Given task: Which lines of the records contain "Tailwind"? Collect every one of them.

Supplied data:
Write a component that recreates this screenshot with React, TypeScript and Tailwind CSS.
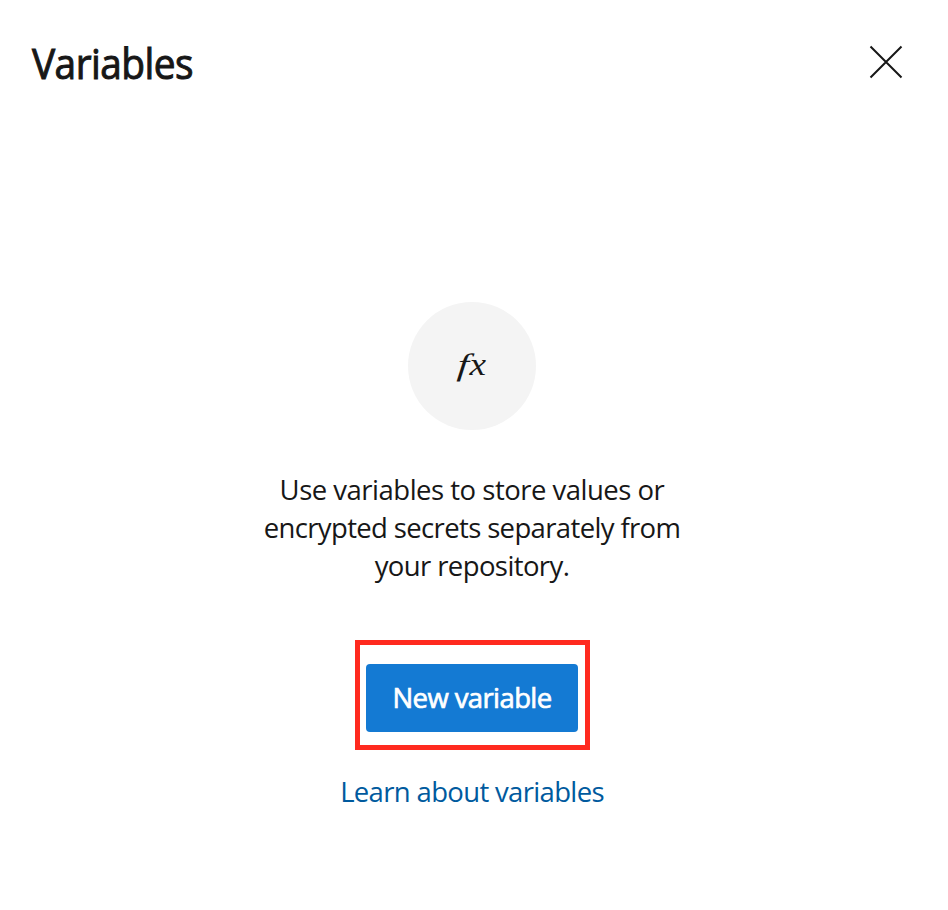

==

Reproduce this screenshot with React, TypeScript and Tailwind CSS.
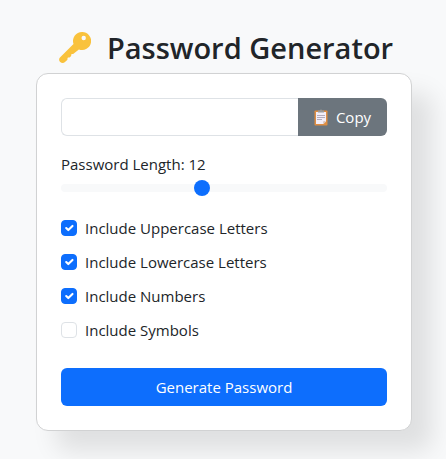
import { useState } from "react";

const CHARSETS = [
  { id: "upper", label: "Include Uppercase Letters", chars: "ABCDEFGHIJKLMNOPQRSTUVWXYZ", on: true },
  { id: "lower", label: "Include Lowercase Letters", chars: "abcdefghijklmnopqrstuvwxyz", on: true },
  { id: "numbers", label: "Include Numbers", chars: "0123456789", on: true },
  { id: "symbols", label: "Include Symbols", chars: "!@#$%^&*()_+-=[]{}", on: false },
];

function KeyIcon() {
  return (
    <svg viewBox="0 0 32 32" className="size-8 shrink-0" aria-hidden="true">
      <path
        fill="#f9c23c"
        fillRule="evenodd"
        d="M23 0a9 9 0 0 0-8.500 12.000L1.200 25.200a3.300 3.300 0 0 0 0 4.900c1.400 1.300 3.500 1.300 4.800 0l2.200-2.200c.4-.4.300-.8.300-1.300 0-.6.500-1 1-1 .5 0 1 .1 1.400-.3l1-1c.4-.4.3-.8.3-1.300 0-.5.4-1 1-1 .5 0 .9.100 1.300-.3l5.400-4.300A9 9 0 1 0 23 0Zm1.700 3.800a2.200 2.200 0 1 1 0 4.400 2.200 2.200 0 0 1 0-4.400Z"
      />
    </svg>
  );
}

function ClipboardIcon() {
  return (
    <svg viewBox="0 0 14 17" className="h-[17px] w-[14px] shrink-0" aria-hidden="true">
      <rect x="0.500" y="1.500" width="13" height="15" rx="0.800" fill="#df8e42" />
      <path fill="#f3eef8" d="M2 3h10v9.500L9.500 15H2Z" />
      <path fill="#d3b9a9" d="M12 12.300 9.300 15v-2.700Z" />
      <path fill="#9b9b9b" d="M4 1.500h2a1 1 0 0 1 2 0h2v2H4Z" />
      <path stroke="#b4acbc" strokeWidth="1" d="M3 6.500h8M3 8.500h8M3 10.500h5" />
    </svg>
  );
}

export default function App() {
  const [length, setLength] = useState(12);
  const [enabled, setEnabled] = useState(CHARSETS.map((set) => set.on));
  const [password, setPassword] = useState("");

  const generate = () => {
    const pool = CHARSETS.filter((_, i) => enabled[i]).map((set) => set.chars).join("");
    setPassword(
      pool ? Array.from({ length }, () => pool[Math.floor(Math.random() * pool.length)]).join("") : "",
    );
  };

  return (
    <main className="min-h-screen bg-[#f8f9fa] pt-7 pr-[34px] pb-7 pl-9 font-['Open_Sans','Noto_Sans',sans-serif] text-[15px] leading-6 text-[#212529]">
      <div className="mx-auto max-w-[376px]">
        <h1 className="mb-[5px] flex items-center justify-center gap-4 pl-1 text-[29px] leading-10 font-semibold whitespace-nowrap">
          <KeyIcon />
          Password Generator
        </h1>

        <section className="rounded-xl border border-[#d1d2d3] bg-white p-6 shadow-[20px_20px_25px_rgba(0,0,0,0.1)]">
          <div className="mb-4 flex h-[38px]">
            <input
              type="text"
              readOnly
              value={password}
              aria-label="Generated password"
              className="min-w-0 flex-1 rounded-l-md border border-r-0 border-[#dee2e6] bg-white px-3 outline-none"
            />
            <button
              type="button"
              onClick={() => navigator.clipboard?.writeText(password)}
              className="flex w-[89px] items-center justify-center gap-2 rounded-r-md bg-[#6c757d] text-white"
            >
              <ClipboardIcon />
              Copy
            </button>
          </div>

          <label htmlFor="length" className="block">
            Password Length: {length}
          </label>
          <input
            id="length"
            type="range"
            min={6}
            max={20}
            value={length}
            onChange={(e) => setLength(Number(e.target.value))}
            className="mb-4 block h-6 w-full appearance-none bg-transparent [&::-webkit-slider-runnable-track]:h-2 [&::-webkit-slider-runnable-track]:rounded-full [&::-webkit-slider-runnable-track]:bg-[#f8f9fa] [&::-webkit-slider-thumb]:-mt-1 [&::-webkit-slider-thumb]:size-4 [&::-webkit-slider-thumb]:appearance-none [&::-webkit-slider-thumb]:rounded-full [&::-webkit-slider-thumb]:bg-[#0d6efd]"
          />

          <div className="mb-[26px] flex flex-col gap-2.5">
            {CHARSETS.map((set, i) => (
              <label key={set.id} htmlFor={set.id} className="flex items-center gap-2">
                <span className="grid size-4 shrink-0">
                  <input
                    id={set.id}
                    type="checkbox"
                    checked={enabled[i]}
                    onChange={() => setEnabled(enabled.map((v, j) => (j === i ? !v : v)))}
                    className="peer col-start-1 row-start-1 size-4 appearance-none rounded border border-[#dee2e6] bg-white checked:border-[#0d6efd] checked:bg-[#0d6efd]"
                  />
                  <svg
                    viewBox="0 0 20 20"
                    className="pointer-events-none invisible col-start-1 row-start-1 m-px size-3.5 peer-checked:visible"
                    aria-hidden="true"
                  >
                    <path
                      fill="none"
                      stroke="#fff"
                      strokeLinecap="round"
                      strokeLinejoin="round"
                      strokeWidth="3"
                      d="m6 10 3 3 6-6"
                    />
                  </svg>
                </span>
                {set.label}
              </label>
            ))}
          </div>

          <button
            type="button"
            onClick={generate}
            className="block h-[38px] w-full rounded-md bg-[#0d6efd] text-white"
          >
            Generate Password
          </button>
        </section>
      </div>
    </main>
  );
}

Solution to the exercise:
Write a component that recreates this screenshot with React, TypeScript and Tailwind CSS.
Reproduce this screenshot with React, TypeScript and Tailwind CSS.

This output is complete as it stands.